### Brief
Give an exact copy of every line, leaving images out.

### Data shown
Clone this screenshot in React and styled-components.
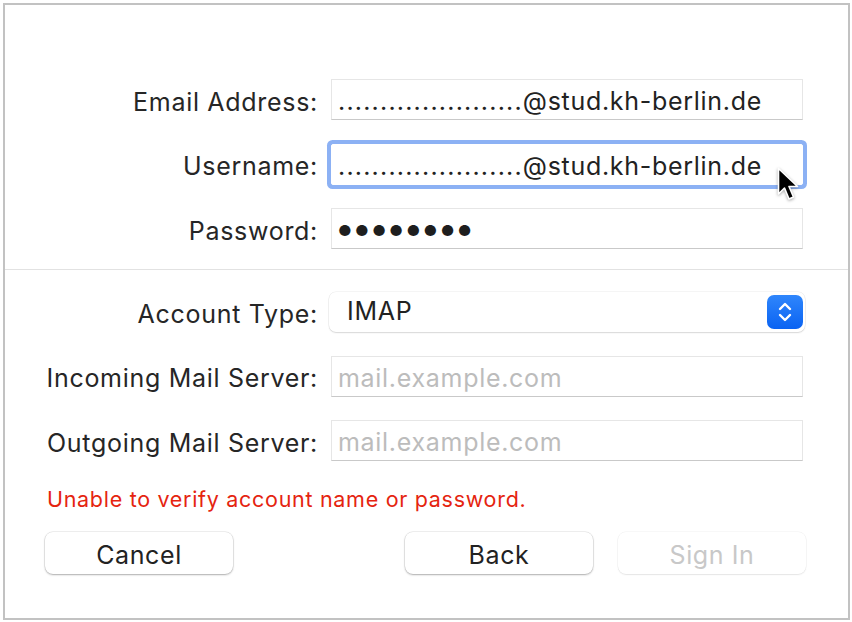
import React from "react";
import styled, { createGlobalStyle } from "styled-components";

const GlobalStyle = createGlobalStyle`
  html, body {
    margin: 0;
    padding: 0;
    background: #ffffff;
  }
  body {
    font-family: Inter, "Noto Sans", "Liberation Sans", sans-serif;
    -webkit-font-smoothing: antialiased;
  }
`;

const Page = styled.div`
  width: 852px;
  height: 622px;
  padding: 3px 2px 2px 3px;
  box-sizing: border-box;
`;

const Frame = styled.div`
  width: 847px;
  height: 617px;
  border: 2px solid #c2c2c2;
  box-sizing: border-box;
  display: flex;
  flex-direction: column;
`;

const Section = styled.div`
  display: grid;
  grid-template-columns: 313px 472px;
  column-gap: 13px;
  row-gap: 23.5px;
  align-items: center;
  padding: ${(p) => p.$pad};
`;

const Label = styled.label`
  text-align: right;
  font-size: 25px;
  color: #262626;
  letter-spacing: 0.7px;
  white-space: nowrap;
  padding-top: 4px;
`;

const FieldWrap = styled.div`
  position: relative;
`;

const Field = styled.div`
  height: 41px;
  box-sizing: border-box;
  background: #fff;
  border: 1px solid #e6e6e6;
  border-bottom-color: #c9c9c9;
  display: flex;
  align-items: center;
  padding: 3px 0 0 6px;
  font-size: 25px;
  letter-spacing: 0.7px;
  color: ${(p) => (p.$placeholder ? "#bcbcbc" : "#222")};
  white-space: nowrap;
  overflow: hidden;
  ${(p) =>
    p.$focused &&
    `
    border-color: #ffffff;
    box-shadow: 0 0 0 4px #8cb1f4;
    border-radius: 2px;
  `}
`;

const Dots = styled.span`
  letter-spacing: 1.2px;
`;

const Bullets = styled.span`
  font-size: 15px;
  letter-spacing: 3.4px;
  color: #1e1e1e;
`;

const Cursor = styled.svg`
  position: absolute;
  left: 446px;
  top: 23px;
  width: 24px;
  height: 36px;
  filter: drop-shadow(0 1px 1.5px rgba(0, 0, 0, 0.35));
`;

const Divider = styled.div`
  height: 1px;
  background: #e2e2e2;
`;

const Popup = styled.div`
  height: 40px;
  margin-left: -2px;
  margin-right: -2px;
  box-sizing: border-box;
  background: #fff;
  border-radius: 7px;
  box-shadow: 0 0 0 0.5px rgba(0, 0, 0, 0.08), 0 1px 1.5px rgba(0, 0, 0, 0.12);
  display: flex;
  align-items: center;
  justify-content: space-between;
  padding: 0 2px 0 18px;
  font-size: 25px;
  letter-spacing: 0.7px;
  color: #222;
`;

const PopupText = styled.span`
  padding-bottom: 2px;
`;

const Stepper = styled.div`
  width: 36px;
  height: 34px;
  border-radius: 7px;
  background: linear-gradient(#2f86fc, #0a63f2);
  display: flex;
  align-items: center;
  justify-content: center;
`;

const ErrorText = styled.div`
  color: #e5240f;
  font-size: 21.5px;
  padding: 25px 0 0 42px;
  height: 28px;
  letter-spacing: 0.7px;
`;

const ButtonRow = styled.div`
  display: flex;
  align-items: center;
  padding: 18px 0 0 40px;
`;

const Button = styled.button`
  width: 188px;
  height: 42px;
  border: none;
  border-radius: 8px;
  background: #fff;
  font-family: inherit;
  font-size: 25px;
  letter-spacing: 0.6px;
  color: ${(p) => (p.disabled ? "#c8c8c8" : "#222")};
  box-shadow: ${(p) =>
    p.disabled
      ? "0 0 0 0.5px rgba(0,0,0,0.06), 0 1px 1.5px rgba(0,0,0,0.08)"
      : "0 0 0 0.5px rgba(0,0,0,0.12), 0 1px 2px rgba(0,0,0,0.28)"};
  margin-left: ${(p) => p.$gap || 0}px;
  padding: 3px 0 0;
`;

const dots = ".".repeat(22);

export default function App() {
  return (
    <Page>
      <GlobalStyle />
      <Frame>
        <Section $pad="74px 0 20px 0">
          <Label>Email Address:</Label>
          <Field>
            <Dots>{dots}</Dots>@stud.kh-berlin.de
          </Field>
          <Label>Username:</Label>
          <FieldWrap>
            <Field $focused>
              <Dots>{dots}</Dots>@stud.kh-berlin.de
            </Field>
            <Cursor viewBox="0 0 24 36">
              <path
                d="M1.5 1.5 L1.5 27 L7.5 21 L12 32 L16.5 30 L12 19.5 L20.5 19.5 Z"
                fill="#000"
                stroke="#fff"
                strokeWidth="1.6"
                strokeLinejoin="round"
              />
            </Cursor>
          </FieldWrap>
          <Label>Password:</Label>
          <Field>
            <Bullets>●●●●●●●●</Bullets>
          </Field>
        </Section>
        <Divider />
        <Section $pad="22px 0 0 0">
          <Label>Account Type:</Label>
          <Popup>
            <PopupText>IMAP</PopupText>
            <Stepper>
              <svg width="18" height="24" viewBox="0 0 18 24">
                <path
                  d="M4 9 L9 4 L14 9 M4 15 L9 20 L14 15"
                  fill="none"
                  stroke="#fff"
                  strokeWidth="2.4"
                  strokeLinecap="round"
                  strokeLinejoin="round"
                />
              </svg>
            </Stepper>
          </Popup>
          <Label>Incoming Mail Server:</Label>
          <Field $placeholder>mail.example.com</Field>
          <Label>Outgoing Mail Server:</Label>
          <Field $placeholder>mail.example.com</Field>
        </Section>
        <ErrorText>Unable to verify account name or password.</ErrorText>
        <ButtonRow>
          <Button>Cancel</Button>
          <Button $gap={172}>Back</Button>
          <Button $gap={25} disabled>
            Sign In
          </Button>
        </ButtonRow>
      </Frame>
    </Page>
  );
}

### Written answer
Clone this screenshot in React and styled-components.
import React from "react";
import styled, { createGlobalStyle } from "styled-components";

const GlobalStyle = createGlobalStyle`
  html, body {
    margin: 0;
    padding: 0;
    background: #ffffff;
  }
  body {
    font-family: Inter, "Noto Sans", "Liberation Sans", sans-serif;
    -webkit-font-smoothing: antialiased;
  }
`;

const Page = styled.div`
  width: 852px;
  height: 622px;
  padding: 3px 2px 2px 3px;
  box-sizing: border-box;
`;

const Frame = styled.div`
  width: 847px;
  height: 617px;
  border: 2px solid #c2c2c2;
  box-sizing: border-box;
  display: flex;
  flex-direction: column;
`;

const Section = styled.div`
  display: grid;
  grid-template-columns: 313px 472px;
  column-gap: 13px;
  row-gap: 23.5px;
  align-items: center;
  padding: ${(p) => p.$pad};
`;

const Label = styled.label`
  text-align: right;
  font-size: 25px;
  color: #262626;
  letter-spacing: 0.7px;
  white-space: nowrap;
  padding-top: 4px;
`;

const FieldWrap = styled.div`
  position: relative;
`;

const Field = styled.div`
  height: 41px;
  box-sizing: border-box;
  background: #fff;
  border: 1px solid #e6e6e6;
  border-bottom-color: #c9c9c9;
  display: flex;
  align-items: center;
  padding: 3px 0 0 6px;
  font-size: 25px;
  letter-spacing: 0.7px;
  color: ${(p) => (p.$placeholder ? "#bcbcbc" : "#222")};
  white-space: nowrap;
  overflow: hidden;
  ${(p) =>
    p.$focused &&
    `
    border-color: #ffffff;
    box-shadow: 0 0 0 4px #8cb1f4;
    border-radius: 2px;
  `}
`;

const Dots = styled.span`
  letter-spacing: 1.2px;
`;

const Bullets = styled.span`
  font-size: 15px;
  letter-spacing: 3.4px;
  color: #1e1e1e;
`;

const Cursor = styled.svg`
  position: absolute;
  left: 446px;
  top: 23px;
  width: 24px;
  height: 36px;
  filter: drop-shadow(0 1px 1.5px rgba(0, 0, 0, 0.35));
`;

const Divider = styled.div`
  height: 1px;
  background: #e2e2e2;
`;

const Popup = styled.div`
  height: 40px;
  margin-left: -2px;
  margin-right: -2px;
  box-sizing: border-box;
  background: #fff;
  border-radius: 7px;
  box-shadow: 0 0 0 0.5px rgba(0, 0, 0, 0.08), 0 1px 1.5px rgba(0, 0, 0, 0.12);
  display: flex;
  align-items: center;
  justify-content: space-between;
  padding: 0 2px 0 18px;
  font-size: 25px;
  letter-spacing: 0.7px;
  color: #222;
`;

const PopupText = styled.span`
  padding-bottom: 2px;
`;

const Stepper = styled.div`
  width: 36px;
  height: 34px;
  border-radius: 7px;
  background: linear-gradient(#2f86fc, #0a63f2);
  display: flex;
  align-items: center;
  justify-content: center;
`;

const ErrorText = styled.div`
  color: #e5240f;
  font-size: 21.5px;
  padding: 25px 0 0 42px;
  height: 28px;
  letter-spacing: 0.7px;
`;

const ButtonRow = styled.div`
  display: flex;
  align-items: center;
  padding: 18px 0 0 40px;
`;

const Button = styled.button`
  width: 188px;
  height: 42px;
  border: none;
  border-radius: 8px;
  background: #fff;
  font-family: inherit;
  font-size: 25px;
  letter-spacing: 0.6px;
  color: ${(p) => (p.disabled ? "#c8c8c8" : "#222")};
  box-shadow: ${(p) =>
    p.disabled
      ? "0 0 0 0.5px rgba(0,0,0,0.06), 0 1px 1.5px rgba(0,0,0,0.08)"
      : "0 0 0 0.5px rgba(0,0,0,0.12), 0 1px 2px rgba(0,0,0,0.28)"};
  margin-left: ${(p) => p.$gap || 0}px;
  padding: 3px 0 0;
`;

const dots = ".".repeat(22);

export default function App() {
  return (
    <Page>
      <GlobalStyle />
      <Frame>
        <Section $pad="74px 0 20px 0">
          <Label>Email Address:</Label>
          <Field>
            <Dots>{dots}</Dots>@stud.kh-berlin.de
          </Field>
          <Label>Username:</Label>
          <FieldWrap>
            <Field $focused>
              <Dots>{dots}</Dots>@stud.kh-berlin.de
            </Field>
            <Cursor viewBox="0 0 24 36">
              <path
                d="M1.5 1.5 L1.5 27 L7.5 21 L12 32 L16.5 30 L12 19.5 L20.5 19.5 Z"
                fill="#000"
                stroke="#fff"
                strokeWidth="1.6"
                strokeLinejoin="round"
              />
            </Cursor>
          </FieldWrap>
          <Label>Password:</Label>
          <Field>
            <Bullets>●●●●●●●●</Bullets>
          </Field>
        </Section>
        <Divider />
        <Section $pad="22px 0 0 0">
          <Label>Account Type:</Label>
          <Popup>
            <PopupText>IMAP</PopupText>
            <Stepper>
              <svg width="18" height="24" viewBox="0 0 18 24">
                <path
                  d="M4 9 L9 4 L14 9 M4 15 L9 20 L14 15"
                  fill="none"
                  stroke="#fff"
                  strokeWidth="2.4"
                  strokeLinecap="round"
                  strokeLinejoin="round"
                />
              </svg>
            </Stepper>
          </Popup>
          <Label>Incoming Mail Server:</Label>
          <Field $placeholder>mail.example.com</Field>
          <Label>Outgoing Mail Server:</Label>
          <Field $placeholder>mail.example.com</Field>
        </Section>
        <ErrorText>Unable to verify account name or password.</ErrorText>
        <ButtonRow>
          <Button>Cancel</Button>
          <Button $gap={172}>Back</Button>
          <Button $gap={25} disabled>
            Sign In
          </Button>
        </ButtonRow>
      </Frame>
    </Page>
  );
}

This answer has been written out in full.